Les Brigades Abdallah Azzam
En mai 2012, le département d’Etat américain a inscrit, sur sa liste des organisations terroristes, les Brigades Abdallah Azzam, du nom d’un dignitaire religieux jordanien originaire de Palestine qui faisait partie des premiers volontaires arabes à rejoindre le jihad en Afghanistan contre les forces soviétiques dans les années 80.
L’organisation, créée en 2009 par le Saoudien Saleh el-Qaraawi, qui a combattu pour Abou Mossab el-Zarqaoui, représente al-Qaïda en Irak. Mais son activité s’étend sur l’ensemble du Moyen-Orient grâce à la formation de réseaux à travers la région. Sa branche libanaise, les Brigades Ziad Jarrah, réserve aujourd’hui ses forces dans la bataille contre le régime syrien.

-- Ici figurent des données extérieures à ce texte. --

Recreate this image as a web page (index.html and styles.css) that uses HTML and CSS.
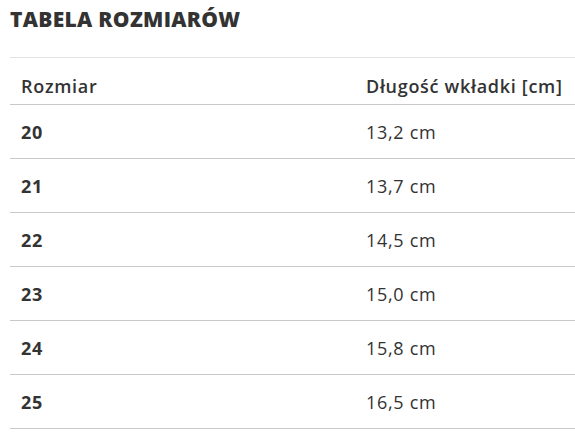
FILE: index.html
```html
<!DOCTYPE html>
<html lang="pl">
<head>
<meta charset="utf-8">
<link rel="stylesheet" href="styles.css">
</head>
<body>
<div class="page">
  <h2 class="title">TABELA ROZMIARÓW</h2>
  <table class="sizes">
    <thead>
      <tr><th class="c1">Rozmiar</th><th>Długość wkładki [cm]</th></tr>
    </thead>
    <tbody>
      <tr><td class="c1">20</td><td>13,2 cm</td></tr>
      <tr><td class="c1">21</td><td>13,7 cm</td></tr>
      <tr><td class="c1">22</td><td>14,5 cm</td></tr>
      <tr><td class="c1">23</td><td>15,0 cm</td></tr>
      <tr><td class="c1">24</td><td>15,8 cm</td></tr>
      <tr><td class="c1">25</td><td>16,5 cm</td></tr>
    </tbody>
  </table>
</div>
</body>
</html>
```
FILE: styles.css
```css
html, body {
  margin: 0;
  padding: 0;
  background: #fff;
}
.page {
  padding: 0 0 0 10px;
  overflow: hidden;
  font-family: "Open Sans", Lato, sans-serif;
  color: #333;
}
.title {
  margin: 0;
  padding-top: 5px;
  height: 57px;
  box-sizing: border-box;
  font-size: 21px;
  line-height: 28px;
  font-weight: 800;
  letter-spacing: 0.3px;
  color: #333;
}
.sizes {
  width: 100%;
  border-collapse: collapse;
  border-top: 1px solid #e3e3e3;
}
.sizes th, .sizes td {
  text-align: left;
  vertical-align: middle;
  padding: 0 0 0 11px;
  font-size: 18px;
  letter-spacing: 0.7px;
}
.sizes th {
  height: 47px;
  padding-top: 10px;
  box-sizing: border-box;
  font-weight: 600;
  border-bottom: 1px solid #c8c8c8;
}
.sizes td {
  height: 53px;
  font-weight: 400;
  border-bottom: 1px solid #c8c8c8;
}
.sizes .c1 {
  width: 334px;
}
.sizes td.c1 {
  font-weight: 700;
}
```
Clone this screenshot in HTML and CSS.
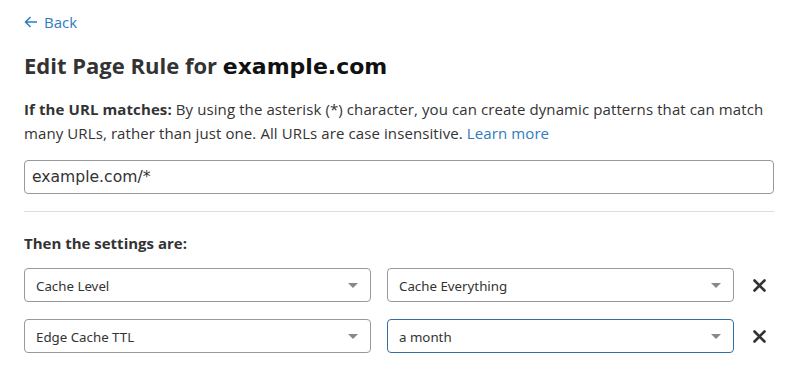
FILE: index.html
```html
<!DOCTYPE html>
<html lang="en">
  <head>
    <meta charset="UTF-8" />
    <meta name="viewport" content="width=device-width, initial-scale=1.0" />
    <title>Edit Page Rule</title>
    <link rel="stylesheet" href="styles.css">
  </head>
  <body>
    <div class="page">
      <a class="back-link" href="#">
        <svg width="14" height="12" viewBox="0 0 14 12">
          <path d="M13 6 H1.5 M6.5 1 L1.5 6 L6.5 11" fill="none" stroke="#2f7bbf" stroke-width="1.5" />
        </svg>
        Back
      </a>

      <h1 class="title">Edit Page Rule for <span class="domain">example.com</span></h1>

      <p class="help">
        <strong>If the URL matches:</strong> By using the asterisk (*) character, you can create dynamic patterns that can match many URLs, rather than just one. All URLs are case insensitive. <a href="#">Learn more</a>
      </p>

      <input class="url-input" type="text" value="example.com/*" />

      <hr class="divider" />

      <h3 class="section-label">Then the settings are:</h3>

      <div class="setting-row">
        <div class="select">
          <span>Cache Level</span>
          <span class="caret"></span>
        </div>
        <div class="select">
          <span>Cache Everything</span>
          <span class="caret"></span>
        </div>
        <button class="remove" type="button" aria-label="Remove">
          <svg width="13" height="13" viewBox="0 0 13 13">
            <path d="M1.5 1.5 L11.5 11.5 M11.5 1.5 L1.5 11.5" stroke="#333" stroke-width="2.6" stroke-linecap="round" />
          </svg>
        </button>
      </div>

      <div class="setting-row">
        <div class="select">
          <span>Edge Cache TTL</span>
          <span class="caret"></span>
        </div>
        <div class="select focused">
          <span>a month</span>
          <span class="caret"></span>
        </div>
        <button class="remove" type="button" aria-label="Remove">
          <svg width="13" height="13" viewBox="0 0 13 13">
            <path d="M1.5 1.5 L11.5 11.5 M11.5 1.5 L1.5 11.5" stroke="#333" stroke-width="2.6" stroke-linecap="round" />
          </svg>
        </button>
      </div>
    </div>
  </body>
</html>
```

FILE: styles.css
```css
body {
  margin: 0;
  background: #fff;
  color: #333;
  font-family: "Open Sans", "Noto Sans", sans-serif;
}
.page {
  width: 750px;
  padding: 10px 24px 0;
}
.back-link {
  display: inline-flex;
  align-items: center;
  gap: 6px;
  color: #2f7bbf;
  text-decoration: none;
  font-size: 15px;
  line-height: 24px;
}
.title {
  margin: 16px 0 0;
  font-size: 22px;
  line-height: 30px;
  font-weight: 700;
  color: #333;
}
.domain {
  font-family: "DejaVu Sans", sans-serif;
  color: #111;
}
.help {
  margin: 15px 0 0;
  font-size: 15px;
  line-height: 24px;
  letter-spacing: 0.1px;
}
.help strong {
  font-weight: 700;
}
.help a {
  color: #2f7bbf;
  text-decoration: none;
}
.url-input {
  display: block;
  box-sizing: border-box;
  width: 100%;
  height: 34px;
  margin-top: 15px;
  padding: 0 7px;
  border: 1px solid #999;
  border-radius: 4px;
  font-family: "DejaVu Sans", sans-serif;
  font-size: 15.6px;
  color: #333;
}
.divider {
  border: 0;
  border-top: 1px solid #ddd;
  margin: 17px 0 0;
}
.section-label {
  margin: 20px 0 0;
  font-size: 15px;
  line-height: 22px;
  font-weight: 700;
}
.setting-row {
  display: flex;
  align-items: center;
  gap: 16px;
  margin-top: 14px;
}
.setting-row + .setting-row {
  margin-top: 17px;
}
.select {
  box-sizing: border-box;
  width: 347px;
  height: 34px;
  display: flex;
  align-items: center;
  justify-content: space-between;
  padding: 2px 12px 0 11px;
  border: 1px solid #999;
  border-radius: 4px;
  font-family: "Noto Sans", sans-serif;
  font-size: 13.3px;
  color: #333;
}
.select.focused {
  border-color: #2f6fa8;
}
.caret {
  width: 0;
  height: 0;
  margin-top: -2px;
  border-left: 5px solid transparent;
  border-right: 5px solid transparent;
  border-top: 5px solid #888;
}
.remove {
  border: 0;
  background: none;
  padding: 0;
  margin-left: -1px;
  width: 20px;
  height: 20px;
  display: flex;
  align-items: center;
  justify-content: center;
  cursor: pointer;
}
```
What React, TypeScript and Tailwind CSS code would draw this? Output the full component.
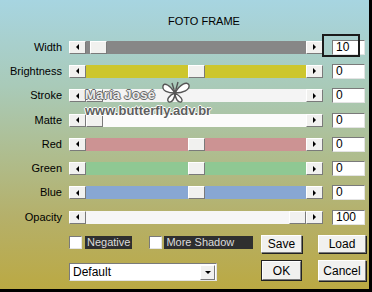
import React from "react";

type Row = { label: string; track: string; thumb: number; value: string; focus?: boolean };

const ROWS: Row[] = [
  { label: "Width", track: "bg-[#878787]", thumb: 4, value: "10", focus: true },
  { label: "Brightness", track: "bg-[#cdc62d]", thumb: 102, value: "0" },
  { label: "Stroke", track: "bg-[#f4f4f4]", thumb: 0, value: "0" },
  { label: "Matte", track: "bg-[#fbfbfb]", thumb: 0, value: "0" },
  { label: "Red", track: "bg-[#cc9393]", thumb: 102, value: "0" },
  { label: "Green", track: "bg-[#8fc893]", thumb: 102, value: "0" },
  { label: "Blue", track: "bg-[#88a7d3]", thumb: 102, value: "0" },
  { label: "Opacity", track: "bg-[#f6f6f6]", thumb: 203, value: "100" },
];

const raised =
  "border border-t-white border-l-white border-r-[#7a7a7a] border-b-[#7a7a7a] bg-[#f1f1ef]";
const sunken =
  "border border-t-[#7a7a7a] border-l-[#7a7a7a] border-r-[#e4e4e4] border-b-[#e4e4e4] bg-white";

function Arrow({ dir }: { dir: "left" | "right" | "down" }) {
  const pts = dir === "left" ? "4,0 4,6 1,3" : dir === "right" ? "1,0 1,6 4,3" : "0,1 6,1 3,4";
  return (
    <svg width={dir === "down" ? 6 : 5} height={dir === "down" ? 5 : 6} viewBox={dir === "down" ? "0 0 6 5" : "0 0 5 6"}>
      <polygon points={pts} fill="#000" />
    </svg>
  );
}

function SliderRow({ row }: { row: Row }) {
  return (
    <div className="flex items-center h-[24.3px]">
      <div className="w-[62px] text-right text-[11px] leading-none text-black">{row.label}</div>
      <div className={`ml-[7px] w-[17px] h-[13px] flex items-center justify-center ${raised}`}>
        <Arrow dir="left" />
      </div>
      <div className={`relative w-[220px] h-[13px] ${row.track}`}>
        <div className={`absolute top-0 w-[17px] h-[13px] ${raised}`} style={{ left: row.thumb }} />
      </div>
      <div className={`w-[17px] h-[13px] flex items-center justify-center ${raised}`}>
        <Arrow dir="right" />
      </div>
      <div className={`relative ml-[9px] w-[33px] h-[15px] pl-[3px] text-[12px] leading-[13px] ${sunken}`}>
        {row.value}
        {row.focus && (
          <div className="absolute left-[-11px] top-[-7px] w-[38px] h-[23px] border-2 border-[#1b1b1b]" />
        )}
      </div>
    </div>
  );
}

function Butterfly() {
  return (
    <svg width="30" height="24" viewBox="0 0 30 24" fill="none" stroke="#555" strokeWidth="1.4">
      <path d="M14 13 C9 5 3 2 2 6 C1 11 7 13 14 13 Z" fill="#fff" />
      <path d="M14 13 C19 4 26 1 28 5 C29 10 22 13 14 13 Z" fill="#fff" />
      <path d="M14 13 C8 15 5 20 8 22 C11 23 14 18 14 13 Z" fill="#fff" />
      <path d="M14 13 C19 16 23 20 20 22 C17 23 14 18 14 13 Z" fill="#fff" />
      <path d="M14 13 L11 3 M14 13 L17 2" />
    </svg>
  );
}

export default function App() {
  return (
    <div
      className="relative w-[372px] h-[292px] overflow-hidden border-r-[3px] border-b-[3px] border-black bg-[linear-gradient(180deg,#a7d5e1_0%,#a9cab8_30%,#afbc8c_55%,#b5b06a_75%,#bba943_100%)]"
      style={{ fontFamily: '"Liberation Sans", Arial, sans-serif' }}
    >
      <div className="pl-[168px] pt-[16px] h-[35px] text-[11px] leading-none text-black">FOTO FRAME</div>

      <div className="flex flex-col">
        {ROWS.map((r) => (
          <SliderRow key={r.label} row={r} />
        ))}
      </div>

      <div className="flex pl-[69px] mt-[5px]">
        <div className="w-[192px] flex flex-col">
          <div className="flex items-center mt-[1px] h-[14px] text-[11px] leading-none">
            <div className={`w-[13px] h-[13px] ${sunken}`} />
            <div className="ml-[3px] h-[13px] px-[2px] flex items-center bg-[#2f2f2f] text-[#dcdcdc]">Negative</div>
            <div className={`ml-[17px] w-[13px] h-[13px] ${sunken}`} />
            <div className="ml-[2px] h-[13px] w-[89px] px-[2px] flex items-center bg-[#2f2f2f] text-[#dcdcdc]">More Shadow</div>
          </div>
          <div className={`mt-[14px] w-[148px] h-[18px] flex items-center justify-between ${sunken}`}>
            <span className="pl-[3px] text-[12px] leading-none">Default</span>
            <div className={`w-[15px] h-[15px] mr-[1px] flex items-center justify-center ${raised}`}>
              <Arrow dir="down" />
            </div>
          </div>
        </div>
        <div className="flex flex-col text-[12px] leading-none">
          <div className="flex mt-[1px] gap-[16px]">
            <div className={`w-[41px] h-[18px] flex items-center justify-center shadow-[1px_1px_0_#222] ${raised}`}>Save</div>
            <div className={`w-[48px] h-[18px] flex items-center justify-center shadow-[1px_1px_0_#222] ${raised}`}>Load</div>
          </div>
          <div className="flex mt-[7px] gap-[16px]">
            <div className="w-[41px] h-[21px] border border-[#222] flex">
              <div className={`flex-1 flex items-center justify-center ${raised}`}>OK</div>
            </div>
            <div className={`w-[48px] h-[21px] flex items-center justify-center shadow-[1px_1px_0_#222] ${raised}`}>Cancel</div>
          </div>
        </div>
      </div>

      <div className="absolute left-[85px] top-[80px] pointer-events-none">
        <div className="flex items-end">
          <span
            className="text-[13px] font-bold leading-none text-[#ececec] tracking-[0.3px] mb-[1px]"
            style={{ textShadow: "1px 0 0 #666, -1px 0 0 #666, 0 1px 0 #666, 0 -1px 0 #666" }}
          >
            María José
          </span>
          <span className="ml-[6px] mb-[-2px]">
            <Butterfly />
          </span>
        </div>
        <div
          className="mt-[2px] text-[13px] font-bold leading-none text-[#5e5e5e]"
          style={{ textShadow: "1px 0 0 #fff, -1px 0 0 #fff, 0 1px 0 #fff, 0 -1px 0 #fff" }}
        >
          www.butterfly.adv.br
        </div>
      </div>
    </div>
  );
}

Des islamistes libanais à Homs
Les combattants du Front al-Nosra sont en grande difficulté sur certains axes de la ville de Homs, où plusieurs ont péri ou ont été blessés, suivant des rapports sécuritaires libanais. Deux d’entre eux, dans un état grave, ont été transportés via Wadi Khaled dans un hôpital de Tripoli pour recevoir les soins nécessaires. Des dizaines de partisans libanais du Front al-Nosra seraient, par ailleurs, partis de Tripoli pour rejoindre les quartiers chauds de Homs, début janvier. Leur mission? Prendre le contrôle sur le terrain dans certains quartiers, non seulement pour combattre les forces de l’armée régulière, mais aussi pour se confronter à l’ASL. Certaines informations affirment que le commandement du Front al-Nosra sera installé dans le camp de Aïn el-Heloué où quelques groupes islamistes ont unifié leurs forces sous le label du Front. Il s’agit des Phalanges de Abdallah Azzam, de Fateh el- islam, de Jund al-Cham, ainsi que de plusieurs dissidents de Osbat al-Ansar et du Mouvement islamique jihadiste. Al-Nosra, branche libanaise, a entamé ses activités locales en prenant le contrôle du camp de Aïn el-Heloué à 50%, et en formant un commandement composé de Palestiniens, de Syriens, de Saoudiens et de Libanais.